# Taekwondo Kyokushin?



## Axkick1 (Feb 15, 2021)

Hello everyone, just wanted to ask a quick question that I have always wondered about. I train in taekwondo but I have always admired Kyokushin/knock down karate for it’s bare knuckle sparring. Would it be possible for a knockdown karate organization to allow me to compete in their kumite even if I’m a taekwondo practitioner? I am planning on finding a Kyokushin sensei to help me cross train.


----------



## Dirty Dog (Feb 16, 2021)

Of course it's possible. They make their own rules, just like anyone else that holds tournies. 
What would stop you from just walking in to the tournament site and signing up?


----------



## Axkick1 (Feb 16, 2021)

Dirty Dog said:


> Of course it's possible. They make their own rules, just like anyone else that holds tournies.
> What would stop you from just walking in to the tournament site and signing up?


Well I thought the fact that I’m from a different style (taekwondo) would cause some problems. In a lot of the Videos I see on youtube I don’t see many outside styles competing against Kyokushin knockdown fighters. One exception I can remember would be the Sabaki Challenge. Other than that I havnt seen other mixed styles in knockdown karate tournaments.


----------



## Dirty Dog (Feb 16, 2021)

Axkick1 said:


> Well I thought the fact that I’m from a different style (taekwondo) would cause some problems. In a lot of the Videos I see on youtube I don’t see many outside styles competing against Kyokushin knockdown fighters. One exception I can remember would be the Sabaki Challenge. Other than that I havnt seen other mixed styles in knockdown karate tournaments.



How would anyone know what style you practice? How can you tell what styles are practiced by the folks in the videos? If you're fighting under a kyokushin rules, you're going to look pretty much like a kyokushin practitioner.


----------



## _Simon_ (Feb 16, 2021)

Hey @Axkick1, yeah I would think it would be fine, it's happened before.
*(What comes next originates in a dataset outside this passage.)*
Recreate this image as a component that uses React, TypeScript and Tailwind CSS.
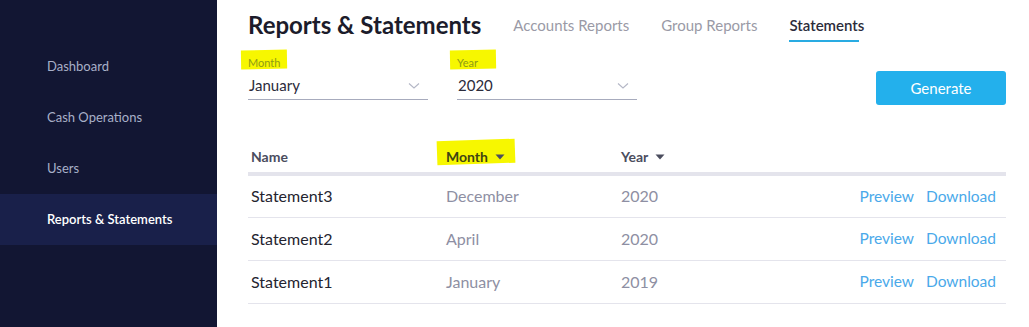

Your kicks would come in very handy too! But yeah definitely worth asking first anyway. The tournaments around here are pretty open to other styles, as long as you compete under the Kyokushin Knockdown rules it's no problem at all. It brings something really exciting to the tournament too.

And a good idea to get some knockdown training too for sure .

And very very important to understand the rule set! There was a muay thai guy that entered one of our tournaments, and he was being a complete knob... breaking the rules and whinging about them. Suffice it to say, the crowd were cheering for the other guy


----------



## Axkick1 (Feb 16, 2021)

_Simon_ said:


> Hey @Axkick1, yeah I would think it would be fine, it's happened before. Your kicks would come in very handy too! But yeah definitely worth asking first anyway. The tournaments around here are pretty open to other styles, as long as you compete under the Kyokushin Knockdown rules it's no problem at all. It brings something really exciting to the tournament too.
> 
> And a good idea to get some knockdown training too for sure .
> 
> And very very important to understand the rule set! There was a muay thai guy that entered one of our tournaments, and he was being a complete knob... breaking the rules and whinging about them. Suffice it to say, the crowd were cheering for the other guy


Hey thanks so much! That gives me hope to try something new .......and sorry about that crazy Muay Thai guy, yikes..


----------



## Axkick1 (Feb 16, 2021)

_Simon_ said:


> Hey @Axkick1, yeah I would think it would be fine, it's happened before. Your kicks would come in very handy too! But yeah definitely worth asking first anyway. The tournaments around here are pretty open to other styles, as long as you compete under the Kyokushin Knockdown rules it's no problem at all. It brings something really exciting to the tournament too.
> 
> And a good idea to get some knockdown training too for sure .
> 
> And very very important to understand the rule set! There was a muay thai guy that entered one of our tournaments, and he was being a complete knob... breaking the rules and whinging about them. Suffice it to say, the crowd were cheering for the other guy


Just one more questions good sir  do you know if someone from an outside style can wear their martial arts uniform? Or do they have to wear a Kyokushin dogi when competing in tournaments?


----------



## Monkey Turned Wolf (Feb 16, 2021)

As long as you make sure to follow the rules, you should be good. Regarding the MA uniform-that would most likely be tournament-to-tournament decision; you'll have to call up and ask, probably when you register.


----------



## Yokozuna514 (Feb 16, 2021)

Axkick1 said:


> Just one more questions good sir  do you know if someone from an outside style can wear their martial arts uniform? Or do they have to wear a Kyokushin dogi when competing in tournaments?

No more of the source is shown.